Four Percent for Freedom
Created on August 15, 2007
Americans may be surprised to learn we spend less for boots on
the ground than we do for days at the beach and nights on the town,
even during a war on terrorism.
Inadequate U.S. funding for defense, former Sen. James Talent
(R-Mo.) has warned in recent forums across the nation, threatens to
turn our military into a "hollow force" lacking the man-power,
training, operational dexterity and modern weapons to prevail on
tomorrow's battlefields.
The Heritage Foundation, the Washington think tank where Talent
is now a distinguished fellow, calls for the nation to avert that
scenario by committing 4 percent of its annual economic output - or
gross domestic product (GDP) - to defense.
Why "Four Percent for Freedom," as Heritage dubs this
commitment?
After all, liberals may argue that investment in defense is too
much. Conservatives may question whether it is sufficient.

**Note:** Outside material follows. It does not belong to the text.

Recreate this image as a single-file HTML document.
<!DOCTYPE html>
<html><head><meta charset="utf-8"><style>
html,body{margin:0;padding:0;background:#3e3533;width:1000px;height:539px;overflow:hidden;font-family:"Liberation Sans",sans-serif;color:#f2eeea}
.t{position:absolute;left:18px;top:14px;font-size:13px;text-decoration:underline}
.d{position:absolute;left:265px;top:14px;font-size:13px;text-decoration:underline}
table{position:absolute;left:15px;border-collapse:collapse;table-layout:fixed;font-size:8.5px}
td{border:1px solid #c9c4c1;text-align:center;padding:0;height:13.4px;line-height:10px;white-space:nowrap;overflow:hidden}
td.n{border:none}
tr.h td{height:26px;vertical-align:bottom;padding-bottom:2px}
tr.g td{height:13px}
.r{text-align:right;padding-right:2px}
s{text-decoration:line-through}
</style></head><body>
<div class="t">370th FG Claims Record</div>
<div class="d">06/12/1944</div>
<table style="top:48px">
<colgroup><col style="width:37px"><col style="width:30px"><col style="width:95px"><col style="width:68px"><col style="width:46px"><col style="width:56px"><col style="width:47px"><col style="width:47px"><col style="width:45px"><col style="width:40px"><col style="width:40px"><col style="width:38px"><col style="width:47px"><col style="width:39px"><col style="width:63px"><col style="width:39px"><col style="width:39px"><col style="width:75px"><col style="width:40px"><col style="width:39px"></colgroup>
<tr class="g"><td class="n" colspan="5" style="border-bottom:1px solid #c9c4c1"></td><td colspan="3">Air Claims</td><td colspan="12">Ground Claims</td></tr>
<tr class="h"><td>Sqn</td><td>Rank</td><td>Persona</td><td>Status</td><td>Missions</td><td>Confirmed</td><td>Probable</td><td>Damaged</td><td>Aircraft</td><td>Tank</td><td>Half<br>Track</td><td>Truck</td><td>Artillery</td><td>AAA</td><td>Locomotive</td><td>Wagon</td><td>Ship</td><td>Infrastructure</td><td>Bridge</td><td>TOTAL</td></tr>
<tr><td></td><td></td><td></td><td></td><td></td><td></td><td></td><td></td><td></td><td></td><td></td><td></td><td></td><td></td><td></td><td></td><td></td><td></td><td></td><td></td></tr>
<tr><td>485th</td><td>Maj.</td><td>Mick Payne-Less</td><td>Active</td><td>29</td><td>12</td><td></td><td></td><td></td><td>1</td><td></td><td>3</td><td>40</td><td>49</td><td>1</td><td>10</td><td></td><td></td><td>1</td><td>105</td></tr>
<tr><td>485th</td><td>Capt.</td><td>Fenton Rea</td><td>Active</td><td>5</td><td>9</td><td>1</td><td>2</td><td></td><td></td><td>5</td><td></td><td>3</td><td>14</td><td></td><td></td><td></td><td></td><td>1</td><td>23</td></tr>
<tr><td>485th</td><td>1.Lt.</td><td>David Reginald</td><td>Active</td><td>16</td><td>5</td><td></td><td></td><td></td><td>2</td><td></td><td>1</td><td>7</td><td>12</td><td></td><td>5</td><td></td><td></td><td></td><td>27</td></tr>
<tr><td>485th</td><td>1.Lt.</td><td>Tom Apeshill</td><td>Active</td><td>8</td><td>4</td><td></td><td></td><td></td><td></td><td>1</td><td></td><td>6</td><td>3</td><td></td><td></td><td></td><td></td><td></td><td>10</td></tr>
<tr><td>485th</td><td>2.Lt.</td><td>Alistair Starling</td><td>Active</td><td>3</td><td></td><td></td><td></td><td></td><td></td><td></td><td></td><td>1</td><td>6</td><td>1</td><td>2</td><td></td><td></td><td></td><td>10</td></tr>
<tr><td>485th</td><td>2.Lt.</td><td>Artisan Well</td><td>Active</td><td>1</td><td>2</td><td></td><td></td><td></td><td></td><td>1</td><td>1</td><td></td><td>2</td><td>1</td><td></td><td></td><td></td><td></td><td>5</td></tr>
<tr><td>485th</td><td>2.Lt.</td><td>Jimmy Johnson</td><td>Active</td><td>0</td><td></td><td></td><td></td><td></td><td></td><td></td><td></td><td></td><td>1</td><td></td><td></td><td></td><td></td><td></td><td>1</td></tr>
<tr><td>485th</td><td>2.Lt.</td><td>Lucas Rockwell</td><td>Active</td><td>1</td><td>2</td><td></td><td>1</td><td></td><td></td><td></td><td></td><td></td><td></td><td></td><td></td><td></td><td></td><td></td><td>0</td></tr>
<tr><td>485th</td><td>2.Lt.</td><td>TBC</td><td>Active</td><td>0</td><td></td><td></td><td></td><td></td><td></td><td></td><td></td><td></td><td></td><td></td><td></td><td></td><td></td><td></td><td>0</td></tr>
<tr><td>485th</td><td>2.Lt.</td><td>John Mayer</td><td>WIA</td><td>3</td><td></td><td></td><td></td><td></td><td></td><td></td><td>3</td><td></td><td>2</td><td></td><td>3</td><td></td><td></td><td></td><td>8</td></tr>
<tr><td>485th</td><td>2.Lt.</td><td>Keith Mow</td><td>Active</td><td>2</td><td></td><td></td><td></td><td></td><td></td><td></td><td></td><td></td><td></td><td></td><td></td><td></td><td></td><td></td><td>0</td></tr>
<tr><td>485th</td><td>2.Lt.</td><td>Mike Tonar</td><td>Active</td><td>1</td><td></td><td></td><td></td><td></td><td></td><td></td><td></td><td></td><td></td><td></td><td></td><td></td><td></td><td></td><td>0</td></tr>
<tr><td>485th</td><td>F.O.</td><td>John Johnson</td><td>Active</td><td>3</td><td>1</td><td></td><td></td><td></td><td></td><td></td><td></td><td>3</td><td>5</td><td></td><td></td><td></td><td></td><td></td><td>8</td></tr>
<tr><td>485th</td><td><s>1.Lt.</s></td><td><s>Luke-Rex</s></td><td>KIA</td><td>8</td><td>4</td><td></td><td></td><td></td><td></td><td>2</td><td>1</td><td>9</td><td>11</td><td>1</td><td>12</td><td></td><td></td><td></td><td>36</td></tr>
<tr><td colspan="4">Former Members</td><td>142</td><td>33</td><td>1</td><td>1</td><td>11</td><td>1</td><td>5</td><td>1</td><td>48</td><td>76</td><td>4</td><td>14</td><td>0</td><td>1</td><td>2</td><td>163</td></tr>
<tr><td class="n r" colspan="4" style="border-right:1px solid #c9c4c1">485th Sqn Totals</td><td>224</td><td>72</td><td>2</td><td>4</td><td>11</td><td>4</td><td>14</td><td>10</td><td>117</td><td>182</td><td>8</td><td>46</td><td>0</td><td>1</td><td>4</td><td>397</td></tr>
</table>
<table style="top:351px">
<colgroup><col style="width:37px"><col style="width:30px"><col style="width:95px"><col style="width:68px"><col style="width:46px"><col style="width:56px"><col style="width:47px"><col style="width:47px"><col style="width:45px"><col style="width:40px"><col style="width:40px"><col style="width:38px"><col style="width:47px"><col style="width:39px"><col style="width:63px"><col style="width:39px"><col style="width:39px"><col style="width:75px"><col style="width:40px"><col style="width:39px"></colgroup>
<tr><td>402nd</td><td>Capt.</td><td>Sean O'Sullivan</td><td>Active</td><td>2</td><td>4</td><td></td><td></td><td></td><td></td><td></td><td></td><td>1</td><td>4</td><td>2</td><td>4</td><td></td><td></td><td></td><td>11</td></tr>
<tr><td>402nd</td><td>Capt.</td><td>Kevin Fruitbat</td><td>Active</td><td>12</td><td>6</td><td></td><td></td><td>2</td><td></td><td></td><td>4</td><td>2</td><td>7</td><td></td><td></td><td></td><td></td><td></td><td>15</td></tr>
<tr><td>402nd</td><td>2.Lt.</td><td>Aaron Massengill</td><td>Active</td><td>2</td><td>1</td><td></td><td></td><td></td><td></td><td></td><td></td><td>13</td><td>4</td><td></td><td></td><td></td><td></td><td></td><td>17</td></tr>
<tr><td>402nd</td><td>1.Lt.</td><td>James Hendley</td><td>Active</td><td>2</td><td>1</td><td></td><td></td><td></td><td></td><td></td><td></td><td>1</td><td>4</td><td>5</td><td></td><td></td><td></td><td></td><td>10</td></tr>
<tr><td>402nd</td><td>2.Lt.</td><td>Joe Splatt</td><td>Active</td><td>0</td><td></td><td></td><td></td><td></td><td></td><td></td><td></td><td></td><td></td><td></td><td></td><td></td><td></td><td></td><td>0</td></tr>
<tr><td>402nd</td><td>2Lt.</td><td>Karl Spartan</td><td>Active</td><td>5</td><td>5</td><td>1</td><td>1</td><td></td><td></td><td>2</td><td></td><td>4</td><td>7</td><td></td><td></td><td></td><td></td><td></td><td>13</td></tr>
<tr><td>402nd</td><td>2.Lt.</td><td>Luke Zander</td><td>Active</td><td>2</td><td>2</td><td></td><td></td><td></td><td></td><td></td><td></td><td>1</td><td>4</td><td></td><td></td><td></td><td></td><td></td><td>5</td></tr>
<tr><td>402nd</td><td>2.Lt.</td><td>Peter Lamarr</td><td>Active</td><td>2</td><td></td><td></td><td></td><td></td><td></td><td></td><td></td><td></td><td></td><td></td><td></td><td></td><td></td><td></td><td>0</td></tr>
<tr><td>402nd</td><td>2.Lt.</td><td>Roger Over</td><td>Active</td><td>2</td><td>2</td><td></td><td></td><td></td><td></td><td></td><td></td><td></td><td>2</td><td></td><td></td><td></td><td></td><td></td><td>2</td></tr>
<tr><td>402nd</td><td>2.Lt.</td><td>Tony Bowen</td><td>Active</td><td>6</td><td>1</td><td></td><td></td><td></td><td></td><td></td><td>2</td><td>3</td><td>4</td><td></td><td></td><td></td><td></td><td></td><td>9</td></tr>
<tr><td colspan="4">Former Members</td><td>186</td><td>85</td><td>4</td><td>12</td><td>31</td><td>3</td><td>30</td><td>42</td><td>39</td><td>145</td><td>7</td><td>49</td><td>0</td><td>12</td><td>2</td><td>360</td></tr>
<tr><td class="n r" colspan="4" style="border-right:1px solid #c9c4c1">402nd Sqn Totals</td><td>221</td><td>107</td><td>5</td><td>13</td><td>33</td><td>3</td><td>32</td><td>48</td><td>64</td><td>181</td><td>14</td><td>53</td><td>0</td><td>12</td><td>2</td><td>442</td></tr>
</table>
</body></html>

"The answer," says Heritage national security expert Baker
Spring, "is that 4 percent of GDP would meet the military's
requirements to protect the nation during the long war against
Islamist terrorists while allowing sus-tained, long-term economic
growth."
A little context is helpful: Americans often spend much more on
comparatively frivolous pursuits, from blackjack to Big Macs.

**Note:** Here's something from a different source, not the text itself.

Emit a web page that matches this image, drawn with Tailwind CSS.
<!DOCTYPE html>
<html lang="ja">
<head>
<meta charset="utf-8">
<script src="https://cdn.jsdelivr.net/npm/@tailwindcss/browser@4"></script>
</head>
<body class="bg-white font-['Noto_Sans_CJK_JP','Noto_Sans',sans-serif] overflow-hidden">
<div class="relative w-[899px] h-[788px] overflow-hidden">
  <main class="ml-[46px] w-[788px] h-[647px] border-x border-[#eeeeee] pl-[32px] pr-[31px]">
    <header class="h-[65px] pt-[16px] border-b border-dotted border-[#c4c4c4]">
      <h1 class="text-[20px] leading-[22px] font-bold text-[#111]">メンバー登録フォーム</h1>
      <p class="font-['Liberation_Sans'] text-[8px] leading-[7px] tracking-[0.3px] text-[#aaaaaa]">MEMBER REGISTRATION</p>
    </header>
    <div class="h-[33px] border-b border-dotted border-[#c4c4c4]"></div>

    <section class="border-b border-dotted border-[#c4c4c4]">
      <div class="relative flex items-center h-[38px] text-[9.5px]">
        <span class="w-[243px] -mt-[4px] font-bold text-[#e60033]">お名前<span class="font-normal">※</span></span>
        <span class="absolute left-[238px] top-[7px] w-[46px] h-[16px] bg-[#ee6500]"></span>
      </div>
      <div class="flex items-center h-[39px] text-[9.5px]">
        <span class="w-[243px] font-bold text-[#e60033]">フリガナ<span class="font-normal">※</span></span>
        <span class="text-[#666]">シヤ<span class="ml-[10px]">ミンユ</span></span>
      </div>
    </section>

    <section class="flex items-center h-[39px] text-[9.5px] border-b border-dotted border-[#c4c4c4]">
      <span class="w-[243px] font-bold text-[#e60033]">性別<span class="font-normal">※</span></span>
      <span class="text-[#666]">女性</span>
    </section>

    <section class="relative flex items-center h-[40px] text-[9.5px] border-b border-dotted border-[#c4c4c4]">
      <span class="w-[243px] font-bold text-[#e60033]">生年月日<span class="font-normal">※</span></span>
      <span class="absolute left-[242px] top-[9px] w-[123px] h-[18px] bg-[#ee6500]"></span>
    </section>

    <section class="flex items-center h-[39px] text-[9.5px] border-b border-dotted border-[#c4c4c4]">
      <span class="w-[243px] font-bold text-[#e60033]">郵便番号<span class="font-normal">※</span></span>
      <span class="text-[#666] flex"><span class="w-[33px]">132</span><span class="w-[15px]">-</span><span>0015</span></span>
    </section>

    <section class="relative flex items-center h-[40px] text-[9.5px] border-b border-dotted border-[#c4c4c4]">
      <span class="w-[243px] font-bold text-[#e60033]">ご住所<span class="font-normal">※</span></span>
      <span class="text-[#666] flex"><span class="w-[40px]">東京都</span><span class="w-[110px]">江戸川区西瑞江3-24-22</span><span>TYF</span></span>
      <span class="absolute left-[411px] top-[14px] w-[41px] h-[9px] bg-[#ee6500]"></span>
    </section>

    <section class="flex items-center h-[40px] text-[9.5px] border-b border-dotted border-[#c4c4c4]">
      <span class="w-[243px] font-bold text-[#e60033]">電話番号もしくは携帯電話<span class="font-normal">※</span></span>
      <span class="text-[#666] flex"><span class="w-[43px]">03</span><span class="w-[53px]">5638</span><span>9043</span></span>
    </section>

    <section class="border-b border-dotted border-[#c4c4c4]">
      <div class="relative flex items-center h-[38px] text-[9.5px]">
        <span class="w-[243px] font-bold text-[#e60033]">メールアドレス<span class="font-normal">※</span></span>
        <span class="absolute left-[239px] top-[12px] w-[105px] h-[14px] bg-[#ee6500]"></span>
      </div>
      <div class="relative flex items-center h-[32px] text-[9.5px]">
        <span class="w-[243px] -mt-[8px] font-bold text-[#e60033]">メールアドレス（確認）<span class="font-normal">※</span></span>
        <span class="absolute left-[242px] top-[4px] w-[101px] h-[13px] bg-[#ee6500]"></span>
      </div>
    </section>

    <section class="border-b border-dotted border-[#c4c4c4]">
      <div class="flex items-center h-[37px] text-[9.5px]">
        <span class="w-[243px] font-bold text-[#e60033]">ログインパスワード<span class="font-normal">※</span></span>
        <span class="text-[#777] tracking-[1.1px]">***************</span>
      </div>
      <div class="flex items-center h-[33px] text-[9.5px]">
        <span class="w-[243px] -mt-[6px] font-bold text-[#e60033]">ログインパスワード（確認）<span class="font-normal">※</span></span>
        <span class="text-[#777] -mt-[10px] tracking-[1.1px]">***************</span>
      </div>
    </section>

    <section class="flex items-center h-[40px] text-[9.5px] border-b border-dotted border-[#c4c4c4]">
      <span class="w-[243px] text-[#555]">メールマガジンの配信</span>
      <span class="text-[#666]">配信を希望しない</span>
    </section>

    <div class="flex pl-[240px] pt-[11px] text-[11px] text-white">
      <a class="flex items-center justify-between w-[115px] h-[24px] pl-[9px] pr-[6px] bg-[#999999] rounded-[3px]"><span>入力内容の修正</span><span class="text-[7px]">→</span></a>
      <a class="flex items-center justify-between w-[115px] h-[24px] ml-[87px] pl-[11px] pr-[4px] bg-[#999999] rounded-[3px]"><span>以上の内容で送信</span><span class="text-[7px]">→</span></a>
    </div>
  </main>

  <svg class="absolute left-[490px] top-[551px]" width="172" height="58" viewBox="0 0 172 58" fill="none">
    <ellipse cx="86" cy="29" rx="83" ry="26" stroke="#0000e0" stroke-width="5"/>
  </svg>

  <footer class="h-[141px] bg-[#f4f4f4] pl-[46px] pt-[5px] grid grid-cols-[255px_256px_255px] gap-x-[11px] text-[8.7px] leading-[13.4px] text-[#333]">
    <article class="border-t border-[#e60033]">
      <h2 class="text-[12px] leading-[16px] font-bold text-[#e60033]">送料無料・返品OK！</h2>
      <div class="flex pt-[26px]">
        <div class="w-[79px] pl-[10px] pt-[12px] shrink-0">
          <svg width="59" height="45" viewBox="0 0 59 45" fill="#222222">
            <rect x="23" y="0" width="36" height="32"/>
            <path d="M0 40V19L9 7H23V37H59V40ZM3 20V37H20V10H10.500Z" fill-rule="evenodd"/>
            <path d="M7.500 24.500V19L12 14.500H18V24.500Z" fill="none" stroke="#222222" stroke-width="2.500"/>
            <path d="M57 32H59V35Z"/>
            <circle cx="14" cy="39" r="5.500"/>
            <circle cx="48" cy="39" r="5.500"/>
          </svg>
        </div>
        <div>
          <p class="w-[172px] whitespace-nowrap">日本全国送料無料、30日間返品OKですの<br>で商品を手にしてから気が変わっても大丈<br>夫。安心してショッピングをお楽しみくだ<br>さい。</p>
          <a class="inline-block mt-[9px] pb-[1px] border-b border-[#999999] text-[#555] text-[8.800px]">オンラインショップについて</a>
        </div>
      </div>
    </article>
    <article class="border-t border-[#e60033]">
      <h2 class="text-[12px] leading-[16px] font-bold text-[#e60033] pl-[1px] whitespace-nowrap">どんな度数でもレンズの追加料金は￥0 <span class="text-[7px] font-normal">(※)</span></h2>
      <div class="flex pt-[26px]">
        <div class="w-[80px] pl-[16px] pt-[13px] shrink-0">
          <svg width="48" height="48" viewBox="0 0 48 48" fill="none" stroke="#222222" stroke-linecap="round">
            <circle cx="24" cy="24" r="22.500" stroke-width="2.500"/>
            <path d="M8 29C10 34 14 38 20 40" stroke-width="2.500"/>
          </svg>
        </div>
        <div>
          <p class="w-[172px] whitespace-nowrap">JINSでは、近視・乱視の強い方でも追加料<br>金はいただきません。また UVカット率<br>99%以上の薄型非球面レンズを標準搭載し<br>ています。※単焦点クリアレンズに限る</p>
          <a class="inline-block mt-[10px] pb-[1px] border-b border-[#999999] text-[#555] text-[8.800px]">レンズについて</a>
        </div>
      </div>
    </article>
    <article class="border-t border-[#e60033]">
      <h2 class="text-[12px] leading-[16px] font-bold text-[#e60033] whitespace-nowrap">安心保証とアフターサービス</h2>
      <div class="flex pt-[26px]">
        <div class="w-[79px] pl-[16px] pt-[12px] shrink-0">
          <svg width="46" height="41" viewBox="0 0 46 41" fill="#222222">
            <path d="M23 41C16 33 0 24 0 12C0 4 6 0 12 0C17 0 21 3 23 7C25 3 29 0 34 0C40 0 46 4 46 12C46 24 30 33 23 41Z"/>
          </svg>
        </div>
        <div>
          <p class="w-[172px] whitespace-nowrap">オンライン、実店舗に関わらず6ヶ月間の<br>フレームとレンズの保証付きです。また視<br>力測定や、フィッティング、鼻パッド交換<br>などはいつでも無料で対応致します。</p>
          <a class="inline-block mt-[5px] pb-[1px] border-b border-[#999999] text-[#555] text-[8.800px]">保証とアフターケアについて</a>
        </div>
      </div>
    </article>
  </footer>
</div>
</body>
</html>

The defense budget of $537 billion for fiscal 2007 sounds hefty
enough. Yet we fork over $589 billion a year on entertainment and
eating out - the simple freedom to go out for dinner and a
movie.
Americans lavish another $543 billion a year on leisure travel.

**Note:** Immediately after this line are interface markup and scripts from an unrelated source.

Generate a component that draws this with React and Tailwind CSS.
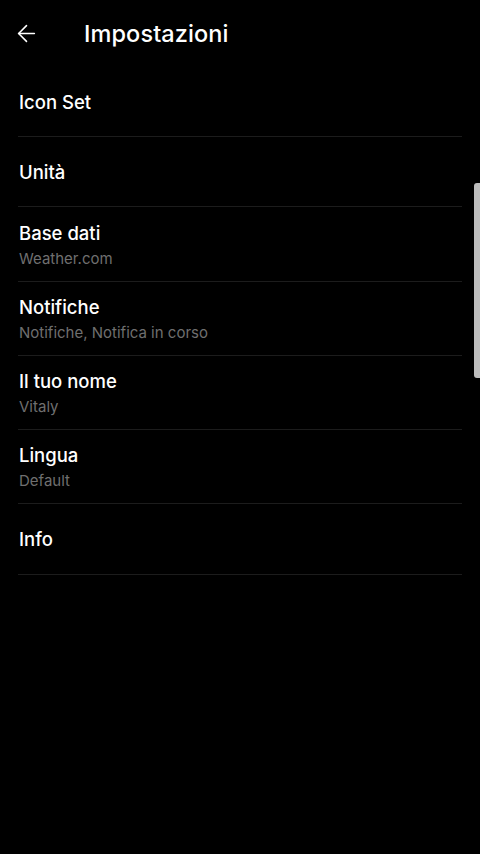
import { ArrowLeft } from 'lucide-react'

const items = [
  { title: 'Icon Set', h: 'h-[70px]' },
  { title: 'Unità', h: 'h-[70px]' },
  { title: 'Base dati', subtitle: 'Weather.com', h: 'h-[75px]' },
  { title: 'Notifiche', subtitle: 'Notifiche, Notifica in corso', h: 'h-[74px]' },
  { title: 'Il tuo nome', subtitle: 'Vitaly', h: 'h-[74px]' },
  { title: 'Lingua', subtitle: 'Default', h: 'h-[74px]' },
  { title: 'Info', h: 'h-[71px]' },
]

export default function App() {
  return (
    <div className="relative min-h-[854px] w-[480px] bg-black font-['Inter','Roboto',sans-serif] text-white overflow-hidden">
      {/* Header */}
      <div className="flex h-[67px] items-center">
        <div className="flex w-[84px] pl-[13px]">
          <ArrowLeft className="h-[27px] w-[27px]" strokeWidth={1.4} />
        </div>
        <h1 className="text-[23.5px] font-medium tracking-[0.1px]">Impostazioni</h1>
      </div>

      {/* Settings list */}
      <div className="mx-[18px]">
        {items.map((item, index) => (
          <div
            key={index}
            className={`flex flex-col justify-center border-b border-[#1c1c1c] pl-px ${item.h} ${item.subtitle ? 'gap-[4px] pt-[1px]' : ''}`}
          >
            <span className="text-[18.5px] font-medium leading-[24px]">{item.title}</span>
            {item.subtitle && (
              <span className="text-[15px] leading-[20px] text-[#6f6f6f]">{item.subtitle}</span>
            )}
          </div>
        ))}
      </div>

      {/* Scroll indicator */}
      <div className="absolute right-0 top-[183px] h-[195px] w-[6px] rounded-l-[3px] bg-[#bdbdbd]" />
    </div>
  )
}
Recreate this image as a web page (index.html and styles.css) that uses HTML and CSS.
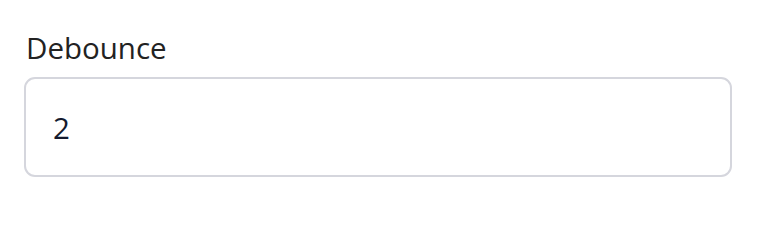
FILE: index.html
```html
<!DOCTYPE html>
<html>
<head>
<meta charset="utf-8">
<link rel="stylesheet" href="styles.css">
</head>
<body>
<div class="field">
  <label class="field-label" for="debounce">Debounce</label>
  <input class="field-input" id="debounce" type="text" value="2">
</div>
</body>
</html>
```
FILE: styles.css
```css
html, body {
  margin: 0;
  padding: 0;
  background: #ffffff;
}
body {
  font-family: "Open Sans", "Liberation Sans", sans-serif;
}
.field {
  display: flex;
  flex-direction: column;
  gap: 11px;
  padding: 30px 32px 0 24px;
}
.field-label {
  font-size: 29.5px;
  line-height: 36px;
  color: #222222;
  padding-left: 2px;
}
.field-input {
  box-sizing: border-box;
  width: 708px;
  height: 100px;
  border: 2px solid #d5d6dd;
  border-radius: 11px;
  padding: 0 27px;
  font-family: "Open Sans", "Liberation Sans", sans-serif;
  font-size: 29.5px;
  color: #141a2e;
  background: #ffffff;
  outline: none;
}
```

We even lose $80 billion a year
on gambling - enough to boost current defense spending to
Heritage-recommended levels.
But the Bush Administration's budget plan would allow defense
spending - currently at 3.9 percent of GDP - to drop to 3.2 percent
within five years. That would shortchange the military by
$140 billion, Spring says, based on the administration's
projections of economic growth.
"The White House and Congress need to do better by keeping
overall federal spending and taxes low," he says. "Then we can
provide adequately for national security with the revenues that
flow from the resulting economic growth."